- [YOUR TASK]: Leave out the pictures and reproduce all of the data exactly.

___ COLLECTED MATERIAL ___

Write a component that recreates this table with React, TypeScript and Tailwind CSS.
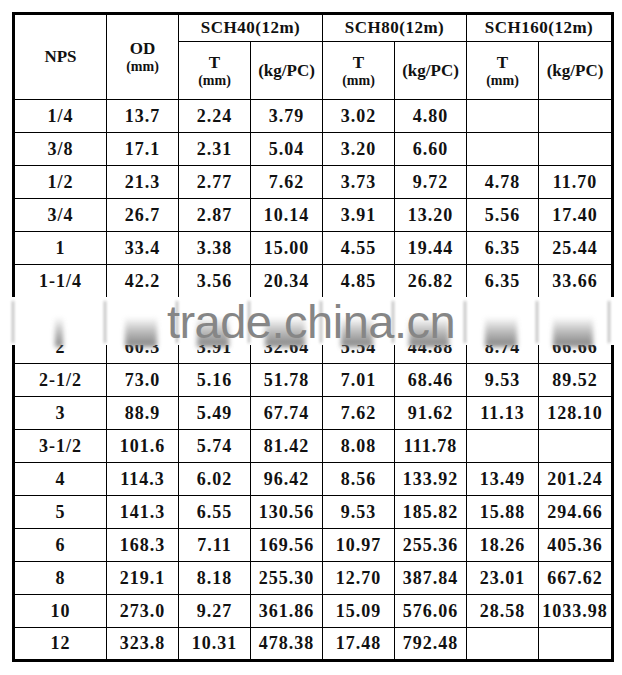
const rows: string[][] = [
  ["1/4", "13.7", "2.24", "3.79", "3.02", "4.80", "", ""],
  ["3/8", "17.1", "2.31", "5.04", "3.20", "6.60", "", ""],
  ["1/2", "21.3", "2.77", "7.62", "3.73", "9.72", "4.78", "11.70"],
  ["3/4", "26.7", "2.87", "10.14", "3.91", "13.20", "5.56", "17.40"],
  ["1", "33.4", "3.38", "15.00", "4.55", "19.44", "6.35", "25.44"],
  ["1-1/4", "42.2", "3.56", "20.34", "4.85", "26.82", "6.35", "33.66"],
  // this row sits under the watermark band and shows nothing
  ["", "", "", "", "", "", "", ""],
  ["2", "60.3", "3.91", "32.64", "5.54", "44.88", "8.74", "66.66"],
  ["2-1/2", "73.0", "5.16", "51.78", "7.01", "68.46", "9.53", "89.52"],
  ["3", "88.9", "5.49", "67.74", "7.62", "91.62", "11.13", "128.10"],
  ["3-1/2", "101.6", "5.74", "81.42", "8.08", "111.78", "", ""],
  ["4", "114.3", "6.02", "96.42", "8.56", "133.92", "13.49", "201.24"],
  ["5", "141.3", "6.55", "130.56", "9.53", "185.82", "15.88", "294.66"],
  ["6", "168.3", "7.11", "169.56", "10.97", "255.36", "18.26", "405.36"],
  ["8", "219.1", "8.18", "255.30", "12.70", "387.84", "23.01", "667.62"],
  ["10", "273.0", "9.27", "361.86", "15.09", "576.06", "28.58", "1033.98"],
  ["12", "323.8", "10.31", "478.38", "17.48", "792.48", "", ""],
];

// column line positions and centres, used by the watermark smudges
const lines = [13, 105, 177, 249, 321, 393, 465, 537, 609];
const centers = [59, 141, 213, 285, 357, 429, 501, 573];
const smearRow = rows[7];

function TMm() {
  return (
    <div className="flex flex-col items-center leading-none">
      <span>T</span>
      <span className="mt-[3px] text-[14px]">(mm)</span>
    </div>
  );
}

export default function App() {
  return (
    <div
      className="relative w-[622px] h-[675px] bg-white text-[#111] font-bold text-[18px]"
      style={{ fontFamily: '"Liberation Serif", "Times New Roman", serif' }}
    >
      <div className="pt-[12px] pl-[12px]">
        <table className="table-fixed w-[599px] border-collapse border-[3px] border-black text-center">
          <colgroup>
            <col className="w-[93px]" />
            <col className="w-[72px]" />
            <col className="w-[72px]" />
            <col className="w-[72px]" />
            <col className="w-[72px]" />
            <col className="w-[72px]" />
            <col className="w-[72px]" />
            <col className="w-[74px]" />
          </colgroup>
          <thead className="text-[17px]">
            <tr className="h-[28px]">
              <th rowSpan={2} className="border border-black font-bold">
                NPS
              </th>
              <th rowSpan={2} className="border border-black font-bold">
                <div className="flex flex-col items-center leading-none">
                  <span>OD</span>
                  <span className="mt-[3px] text-[14px]">(mm)</span>
                </div>
              </th>
              <th colSpan={2} className="border border-black font-bold tracking-[0.5px]">
                SCH40(12m)
              </th>
              <th colSpan={2} className="border border-black font-bold tracking-[0.5px]">
                SCH80(12m)
              </th>
              <th colSpan={2} className="border border-black font-bold tracking-[0.5px]">
                SCH160(12m)
              </th>
            </tr>
            <tr className="h-[58px]">
              <th className="border border-black font-bold"><TMm /></th>
              <th className="border border-black font-bold">(kg/PC)</th>
              <th className="border border-black font-bold"><TMm /></th>
              <th className="border border-black font-bold">(kg/PC)</th>
              <th className="border border-black font-bold"><TMm /></th>
              <th className="border border-black font-bold">(kg/PC)</th>
            </tr>
          </thead>
          <tbody className="tracking-[1px]">
            {rows.map((r, ri) => (
              <tr key={ri} className="h-[33px]">
                {r.map((v, i) => (
                  <td key={i} className="border border-black p-0">
                    {v}
                  </td>
                ))}
              </tr>
            ))}
          </tbody>
        </table>
      </div>

      {/* watermark band */}
      <div className="absolute left-0 top-[297px] w-[622px] h-[48px] bg-white">
        {lines.map((x) => (
          <div
            key={x}
            className="absolute top-[4px] h-[42px] w-[2px] bg-[#b0b0b0] blur-[1.5px]"
            style={{ left: x - 1 }}
          />
        ))}
        {smearRow.map((v, i) => (
          <div
            key={i}
            className="absolute top-[20px] h-[30px] -translate-x-1/2 bg-gradient-to-b from-transparent via-[#aaa] to-[#666] blur-[2.5px] opacity-80"
            style={{ left: centers[i], width: v.length * 8 }}
          />
        ))}
        <div
          className="absolute inset-x-0 top-[1px] text-center text-[47px] leading-none font-normal text-[#868686] tracking-[-0.5px]"
          style={{ fontFamily: '"Liberation Sans", Arial, sans-serif' }}
        >
          trade.china.cn
        </div>
      </div>
    </div>
  );
}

___

- [WRITTEN REPLY]:
Write a component that recreates this table with React, TypeScript and Tailwind CSS.
const rows: string[][] = [
  ["1/4", "13.7", "2.24", "3.79", "3.02", "4.80", "", ""],
  ["3/8", "17.1", "2.31", "5.04", "3.20", "6.60", "", ""],
  ["1/2", "21.3", "2.77", "7.62", "3.73", "9.72", "4.78", "11.70"],
  ["3/4", "26.7", "2.87", "10.14", "3.91", "13.20", "5.56", "17.40"],
  ["1", "33.4", "3.38", "15.00", "4.55", "19.44", "6.35", "25.44"],
  ["1-1/4", "42.2", "3.56", "20.34", "4.85", "26.82", "6.35", "33.66"],
  // this row sits under the watermark band and shows nothing
  ["", "", "", "", "", "", "", ""],
  ["2", "60.3", "3.91", "32.64", "5.54", "44.88", "8.74", "66.66"],
  ["2-1/2", "73.0", "5.16", "51.78", "7.01", "68.46", "9.53", "89.52"],
  ["3", "88.9", "5.49", "67.74", "7.62", "91.62", "11.13", "128.10"],
  ["3-1/2", "101.6", "5.74", "81.42", "8.08", "111.78", "", ""],
  ["4", "114.3", "6.02", "96.42", "8.56", "133.92", "13.49", "201.24"],
  ["5", "141.3", "6.55", "130.56", "9.53", "185.82", "15.88", "294.66"],
  ["6", "168.3", "7.11", "169.56", "10.97", "255.36", "18.26", "405.36"],
  ["8", "219.1", "8.18", "255.30", "12.70", "387.84", "23.01", "667.62"],
  ["10", "273.0", "9.27", "361.86", "15.09", "576.06", "28.58", "1033.98"],
  ["12", "323.8", "10.31", "478.38", "17.48", "792.48", "", ""],
];

// column line positions and centres, used by the watermark smudges
const lines = [13, 105, 177, 249, 321, 393, 465, 537, 609];
const centers = [59, 141, 213, 285, 357, 429, 501, 573];
const smearRow = rows[7];

function TMm() {
  return (
    <div className="flex flex-col items-center leading-none">
      <span>T</span>
      <span className="mt-[3px] text-[14px]">(mm)</span>
    </div>
  );
}

export default function App() {
  return (
    <div
      className="relative w-[622px] h-[675px] bg-white text-[#111] font-bold text-[18px]"
      style={{ fontFamily: '"Liberation Serif", "Times New Roman", serif' }}
    >
      <div className="pt-[12px] pl-[12px]">
        <table className="table-fixed w-[599px] border-collapse border-[3px] border-black text-center">
          <colgroup>
            <col className="w-[93px]" />
            <col className="w-[72px]" />
            <col className="w-[72px]" />
            <col className="w-[72px]" />
            <col className="w-[72px]" />
            <col className="w-[72px]" />
            <col className="w-[72px]" />
            <col className="w-[74px]" />
          </colgroup>
          <thead className="text-[17px]">
            <tr className="h-[28px]">
              <th rowSpan={2} className="border border-black font-bold">
                NPS
              </th>
              <th rowSpan={2} className="border border-black font-bold">
                <div className="flex flex-col items-center leading-none">
                  <span>OD</span>
                  <span className="mt-[3px] text-[14px]">(mm)</span>
                </div>
              </th>
              <th colSpan={2} className="border border-black font-bold tracking-[0.5px]">
                SCH40(12m)
              </th>
              <th colSpan={2} className="border border-black font-bold tracking-[0.5px]">
                SCH80(12m)
              </th>
              <th colSpan={2} className="border border-black font-bold tracking-[0.5px]">
                SCH160(12m)
              </th>
            </tr>
            <tr className="h-[58px]">
              <th className="border border-black font-bold"><TMm /></th>
              <th className="border border-black font-bold">(kg/PC)</th>
              <th className="border border-black font-bold"><TMm /></th>
              <th className="border border-black font-bold">(kg/PC)</th>
              <th className="border border-black font-bold"><TMm /></th>
              <th className="border border-black font-bold">(kg/PC)</th>
            </tr>
          </thead>
          <tbody className="tracking-[1px]">
            {rows.map((r, ri) => (
              <tr key={ri} className="h-[33px]">
                {r.map((v, i) => (
                  <td key={i} className="border border-black p-0">
                    {v}
                  </td>
                ))}
              </tr>
            ))}
          </tbody>
        </table>
      </div>

      {/* watermark band */}
      <div className="absolute left-0 top-[297px] w-[622px] h-[48px] bg-white">
        {lines.map((x) => (
          <div
            key={x}
            className="absolute top-[4px] h-[42px] w-[2px] bg-[#b0b0b0] blur-[1.5px]"
            style={{ left: x - 1 }}
          />
        ))}
        {smearRow.map((v, i) => (
          <div
            key={i}
            className="absolute top-[20px] h-[30px] -translate-x-1/2 bg-gradient-to-b from-transparent via-[#aaa] to-[#666] blur-[2.5px] opacity-80"
            style={{ left: centers[i], width: v.length * 8 }}
          />
        ))}
        <div
          className="absolute inset-x-0 top-[1px] text-center text-[47px] leading-none font-normal text-[#868686] tracking-[-0.5px]"
          style={{ fontFamily: '"Liberation Sans", Arial, sans-serif' }}
        >
          trade.china.cn
        </div>
      </div>
    </div>
  );
}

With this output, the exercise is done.